* Data shown *
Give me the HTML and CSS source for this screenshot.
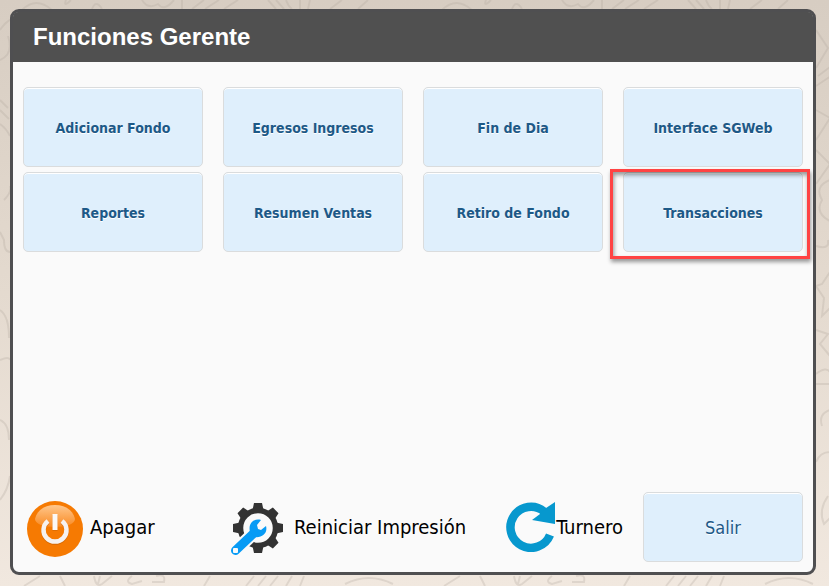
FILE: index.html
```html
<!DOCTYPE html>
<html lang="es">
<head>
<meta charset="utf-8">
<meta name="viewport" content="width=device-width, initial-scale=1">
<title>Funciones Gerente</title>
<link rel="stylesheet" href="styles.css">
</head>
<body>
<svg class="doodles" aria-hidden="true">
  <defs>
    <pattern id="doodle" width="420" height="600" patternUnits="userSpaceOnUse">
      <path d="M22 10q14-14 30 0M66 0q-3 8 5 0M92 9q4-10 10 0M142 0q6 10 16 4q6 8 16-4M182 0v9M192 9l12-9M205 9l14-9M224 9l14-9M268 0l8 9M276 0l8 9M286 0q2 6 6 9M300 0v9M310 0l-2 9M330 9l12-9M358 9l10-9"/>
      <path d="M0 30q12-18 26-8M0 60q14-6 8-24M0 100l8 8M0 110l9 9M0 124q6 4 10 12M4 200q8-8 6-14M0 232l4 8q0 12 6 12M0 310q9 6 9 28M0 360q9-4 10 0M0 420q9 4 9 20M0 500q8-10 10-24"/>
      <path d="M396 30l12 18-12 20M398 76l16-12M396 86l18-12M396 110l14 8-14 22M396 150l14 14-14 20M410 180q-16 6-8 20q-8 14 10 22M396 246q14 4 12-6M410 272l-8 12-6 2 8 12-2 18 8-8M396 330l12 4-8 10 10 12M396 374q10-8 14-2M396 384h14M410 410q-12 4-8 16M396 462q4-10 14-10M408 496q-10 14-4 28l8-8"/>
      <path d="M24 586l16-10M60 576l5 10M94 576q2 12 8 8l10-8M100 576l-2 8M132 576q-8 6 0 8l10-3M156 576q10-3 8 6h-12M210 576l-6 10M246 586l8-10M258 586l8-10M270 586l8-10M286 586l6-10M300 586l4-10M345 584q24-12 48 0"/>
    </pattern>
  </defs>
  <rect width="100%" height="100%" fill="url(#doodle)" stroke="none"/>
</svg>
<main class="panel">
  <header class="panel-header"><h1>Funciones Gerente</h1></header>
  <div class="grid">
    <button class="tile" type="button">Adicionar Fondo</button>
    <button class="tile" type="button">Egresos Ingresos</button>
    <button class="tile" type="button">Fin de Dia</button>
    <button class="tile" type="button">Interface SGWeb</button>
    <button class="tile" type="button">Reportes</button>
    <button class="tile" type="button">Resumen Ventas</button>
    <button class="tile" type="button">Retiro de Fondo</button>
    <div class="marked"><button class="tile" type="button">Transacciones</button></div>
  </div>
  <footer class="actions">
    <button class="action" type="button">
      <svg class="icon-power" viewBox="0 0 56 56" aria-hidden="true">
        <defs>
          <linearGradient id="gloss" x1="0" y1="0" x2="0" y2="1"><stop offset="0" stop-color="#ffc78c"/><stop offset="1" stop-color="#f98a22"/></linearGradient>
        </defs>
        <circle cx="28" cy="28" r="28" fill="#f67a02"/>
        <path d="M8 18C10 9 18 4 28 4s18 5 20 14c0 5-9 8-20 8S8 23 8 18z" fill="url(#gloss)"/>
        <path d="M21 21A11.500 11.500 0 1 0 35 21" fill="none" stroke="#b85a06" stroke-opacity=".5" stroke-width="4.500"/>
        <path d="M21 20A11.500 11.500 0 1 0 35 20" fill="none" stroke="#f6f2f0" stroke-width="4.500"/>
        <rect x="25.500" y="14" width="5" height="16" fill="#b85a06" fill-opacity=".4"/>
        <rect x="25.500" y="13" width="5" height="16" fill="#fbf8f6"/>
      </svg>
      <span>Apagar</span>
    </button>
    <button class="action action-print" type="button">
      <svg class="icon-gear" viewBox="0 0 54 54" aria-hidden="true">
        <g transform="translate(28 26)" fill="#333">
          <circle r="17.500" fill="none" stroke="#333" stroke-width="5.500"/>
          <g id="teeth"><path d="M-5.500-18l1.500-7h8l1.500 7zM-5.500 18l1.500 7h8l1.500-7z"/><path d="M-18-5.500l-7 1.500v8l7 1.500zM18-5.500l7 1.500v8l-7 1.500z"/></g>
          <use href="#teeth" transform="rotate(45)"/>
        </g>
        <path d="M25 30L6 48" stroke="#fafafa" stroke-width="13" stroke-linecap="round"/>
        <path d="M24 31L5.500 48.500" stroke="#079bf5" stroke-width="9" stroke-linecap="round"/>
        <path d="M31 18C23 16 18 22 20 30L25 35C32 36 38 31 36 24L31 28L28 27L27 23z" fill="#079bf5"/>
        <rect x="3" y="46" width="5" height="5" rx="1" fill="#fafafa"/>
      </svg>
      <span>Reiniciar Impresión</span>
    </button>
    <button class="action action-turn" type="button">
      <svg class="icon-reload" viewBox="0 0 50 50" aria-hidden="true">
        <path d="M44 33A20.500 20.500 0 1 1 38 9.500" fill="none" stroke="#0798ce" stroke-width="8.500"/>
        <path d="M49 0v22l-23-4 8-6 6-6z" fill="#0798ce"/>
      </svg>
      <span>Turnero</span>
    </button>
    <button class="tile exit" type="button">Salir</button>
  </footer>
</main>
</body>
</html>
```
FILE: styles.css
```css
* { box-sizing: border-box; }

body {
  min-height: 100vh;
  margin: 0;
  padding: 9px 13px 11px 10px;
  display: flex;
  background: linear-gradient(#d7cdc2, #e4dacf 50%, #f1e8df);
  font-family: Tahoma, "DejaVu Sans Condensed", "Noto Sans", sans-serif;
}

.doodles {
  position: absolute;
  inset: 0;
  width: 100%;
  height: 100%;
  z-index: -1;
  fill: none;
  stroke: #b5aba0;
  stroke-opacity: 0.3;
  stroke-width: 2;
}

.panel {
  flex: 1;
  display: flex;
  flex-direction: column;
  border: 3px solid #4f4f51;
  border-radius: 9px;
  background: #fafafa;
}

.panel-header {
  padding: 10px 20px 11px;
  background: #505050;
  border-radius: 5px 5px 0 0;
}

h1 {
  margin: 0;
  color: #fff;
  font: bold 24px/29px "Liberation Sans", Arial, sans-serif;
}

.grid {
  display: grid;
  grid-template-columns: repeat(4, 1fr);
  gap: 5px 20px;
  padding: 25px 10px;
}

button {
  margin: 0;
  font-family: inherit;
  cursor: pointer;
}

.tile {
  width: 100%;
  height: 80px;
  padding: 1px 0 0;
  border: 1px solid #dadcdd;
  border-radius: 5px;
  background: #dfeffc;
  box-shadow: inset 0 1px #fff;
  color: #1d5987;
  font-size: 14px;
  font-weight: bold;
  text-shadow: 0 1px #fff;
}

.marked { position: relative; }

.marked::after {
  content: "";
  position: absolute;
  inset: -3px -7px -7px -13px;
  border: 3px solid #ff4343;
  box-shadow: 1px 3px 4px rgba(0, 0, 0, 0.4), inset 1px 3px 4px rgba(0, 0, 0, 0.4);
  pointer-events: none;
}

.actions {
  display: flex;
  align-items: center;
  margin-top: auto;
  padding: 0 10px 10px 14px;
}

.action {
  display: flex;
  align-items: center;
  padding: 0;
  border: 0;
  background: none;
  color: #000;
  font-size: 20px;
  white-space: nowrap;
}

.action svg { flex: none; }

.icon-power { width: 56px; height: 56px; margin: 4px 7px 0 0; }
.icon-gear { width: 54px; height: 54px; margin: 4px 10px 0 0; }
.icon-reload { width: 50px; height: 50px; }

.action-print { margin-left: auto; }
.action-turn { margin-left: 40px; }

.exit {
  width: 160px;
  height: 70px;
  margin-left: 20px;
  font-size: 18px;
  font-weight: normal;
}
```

* Stated exercise *
Repeat the lines above exactly, and keep every picture out.

* Solved problem *
Give me the HTML and CSS source for this screenshot.
FILE: index.html
```html
<!DOCTYPE html>
<html lang="es">
<head>
<meta charset="utf-8">
<meta name="viewport" content="width=device-width, initial-scale=1">
<title>Funciones Gerente</title>
<link rel="stylesheet" href="styles.css">
</head>
<body>
<svg class="doodles" aria-hidden="true">
  <defs>
    <pattern id="doodle" width="420" height="600" patternUnits="userSpaceOnUse">
      <path d="M22 10q14-14 30 0M66 0q-3 8 5 0M92 9q4-10 10 0M142 0q6 10 16 4q6 8 16-4M182 0v9M192 9l12-9M205 9l14-9M224 9l14-9M268 0l8 9M276 0l8 9M286 0q2 6 6 9M300 0v9M310 0l-2 9M330 9l12-9M358 9l10-9"/>
      <path d="M0 30q12-18 26-8M0 60q14-6 8-24M0 100l8 8M0 110l9 9M0 124q6 4 10 12M4 200q8-8 6-14M0 232l4 8q0 12 6 12M0 310q9 6 9 28M0 360q9-4 10 0M0 420q9 4 9 20M0 500q8-10 10-24"/>
      <path d="M396 30l12 18-12 20M398 76l16-12M396 86l18-12M396 110l14 8-14 22M396 150l14 14-14 20M410 180q-16 6-8 20q-8 14 10 22M396 246q14 4 12-6M410 272l-8 12-6 2 8 12-2 18 8-8M396 330l12 4-8 10 10 12M396 374q10-8 14-2M396 384h14M410 410q-12 4-8 16M396 462q4-10 14-10M408 496q-10 14-4 28l8-8"/>
      <path d="M24 586l16-10M60 576l5 10M94 576q2 12 8 8l10-8M100 576l-2 8M132 576q-8 6 0 8l10-3M156 576q10-3 8 6h-12M210 576l-6 10M246 586l8-10M258 586l8-10M270 586l8-10M286 586l6-10M300 586l4-10M345 584q24-12 48 0"/>
    </pattern>
  </defs>
  <rect width="100%" height="100%" fill="url(#doodle)" stroke="none"/>
</svg>
<main class="panel">
  <header class="panel-header"><h1>Funciones Gerente</h1></header>
  <div class="grid">
    <button class="tile" type="button">Adicionar Fondo</button>
    <button class="tile" type="button">Egresos Ingresos</button>
    <button class="tile" type="button">Fin de Dia</button>
    <button class="tile" type="button">Interface SGWeb</button>
    <button class="tile" type="button">Reportes</button>
    <button class="tile" type="button">Resumen Ventas</button>
    <button class="tile" type="button">Retiro de Fondo</button>
    <div class="marked"><button class="tile" type="button">Transacciones</button></div>
  </div>
  <footer class="actions">
    <button class="action" type="button">
      <svg class="icon-power" viewBox="0 0 56 56" aria-hidden="true">
        <defs>
          <linearGradient id="gloss" x1="0" y1="0" x2="0" y2="1"><stop offset="0" stop-color="#ffc78c"/><stop offset="1" stop-color="#f98a22"/></linearGradient>
        </defs>
        <circle cx="28" cy="28" r="28" fill="#f67a02"/>
        <path d="M8 18C10 9 18 4 28 4s18 5 20 14c0 5-9 8-20 8S8 23 8 18z" fill="url(#gloss)"/>
        <path d="M21 21A11.500 11.500 0 1 0 35 21" fill="none" stroke="#b85a06" stroke-opacity=".5" stroke-width="4.500"/>
        <path d="M21 20A11.500 11.500 0 1 0 35 20" fill="none" stroke="#f6f2f0" stroke-width="4.500"/>
        <rect x="25.500" y="14" width="5" height="16" fill="#b85a06" fill-opacity=".4"/>
        <rect x="25.500" y="13" width="5" height="16" fill="#fbf8f6"/>
      </svg>
      <span>Apagar</span>
    </button>
    <button class="action action-print" type="button">
      <svg class="icon-gear" viewBox="0 0 54 54" aria-hidden="true">
        <g transform="translate(28 26)" fill="#333">
          <circle r="17.500" fill="none" stroke="#333" stroke-width="5.500"/>
          <g id="teeth"><path d="M-5.500-18l1.500-7h8l1.500 7zM-5.500 18l1.500 7h8l1.500-7z"/><path d="M-18-5.500l-7 1.500v8l7 1.500zM18-5.500l7 1.500v8l-7 1.500z"/></g>
          <use href="#teeth" transform="rotate(45)"/>
        </g>
        <path d="M25 30L6 48" stroke="#fafafa" stroke-width="13" stroke-linecap="round"/>
        <path d="M24 31L5.500 48.500" stroke="#079bf5" stroke-width="9" stroke-linecap="round"/>
        <path d="M31 18C23 16 18 22 20 30L25 35C32 36 38 31 36 24L31 28L28 27L27 23z" fill="#079bf5"/>
        <rect x="3" y="46" width="5" height="5" rx="1" fill="#fafafa"/>
      </svg>
      <span>Reiniciar Impresión</span>
    </button>
    <button class="action action-turn" type="button">
      <svg class="icon-reload" viewBox="0 0 50 50" aria-hidden="true">
        <path d="M44 33A20.500 20.500 0 1 1 38 9.500" fill="none" stroke="#0798ce" stroke-width="8.500"/>
        <path d="M49 0v22l-23-4 8-6 6-6z" fill="#0798ce"/>
      </svg>
      <span>Turnero</span>
    </button>
    <button class="tile exit" type="button">Salir</button>
  </footer>
</main>
</body>
</html>
```
FILE: styles.css
```css
* { box-sizing: border-box; }

body {
  min-height: 100vh;
  margin: 0;
  padding: 9px 13px 11px 10px;
  display: flex;
  background: linear-gradient(#d7cdc2, #e4dacf 50%, #f1e8df);
  font-family: Tahoma, "DejaVu Sans Condensed", "Noto Sans", sans-serif;
}

.doodles {
  position: absolute;
  inset: 0;
  width: 100%;
  height: 100%;
  z-index: -1;
  fill: none;
  stroke: #b5aba0;
  stroke-opacity: 0.3;
  stroke-width: 2;
}

.panel {
  flex: 1;
  display: flex;
  flex-direction: column;
  border: 3px solid #4f4f51;
  border-radius: 9px;
  background: #fafafa;
}

.panel-header {
  padding: 10px 20px 11px;
  background: #505050;
  border-radius: 5px 5px 0 0;
}

h1 {
  margin: 0;
  color: #fff;
  font: bold 24px/29px "Liberation Sans", Arial, sans-serif;
}

.grid {
  display: grid;
  grid-template-columns: repeat(4, 1fr);
  gap: 5px 20px;
  padding: 25px 10px;
}

button {
  margin: 0;
  font-family: inherit;
  cursor: pointer;
}

.tile {
  width: 100%;
  height: 80px;
  padding: 1px 0 0;
  border: 1px solid #dadcdd;
  border-radius: 5px;
  background: #dfeffc;
  box-shadow: inset 0 1px #fff;
  color: #1d5987;
  font-size: 14px;
  font-weight: bold;
  text-shadow: 0 1px #fff;
}

.marked { position: relative; }

.marked::after {
  content: "";
  position: absolute;
  inset: -3px -7px -7px -13px;
  border: 3px solid #ff4343;
  box-shadow: 1px 3px 4px rgba(0, 0, 0, 0.4), inset 1px 3px 4px rgba(0, 0, 0, 0.4);
  pointer-events: none;
}

.actions {
  display: flex;
  align-items: center;
  margin-top: auto;
  padding: 0 10px 10px 14px;
}

.action {
  display: flex;
  align-items: center;
  padding: 0;
  border: 0;
  background: none;
  color: #000;
  font-size: 20px;
  white-space: nowrap;
}

.action svg { flex: none; }

.icon-power { width: 56px; height: 56px; margin: 4px 7px 0 0; }
.icon-gear { width: 54px; height: 54px; margin: 4px 10px 0 0; }
.icon-reload { width: 50px; height: 50px; }

.action-print { margin-left: auto; }
.action-turn { margin-left: 40px; }

.exit {
  width: 160px;
  height: 70px;
  margin-left: 20px;
  font-size: 18px;
  font-weight: normal;
}
```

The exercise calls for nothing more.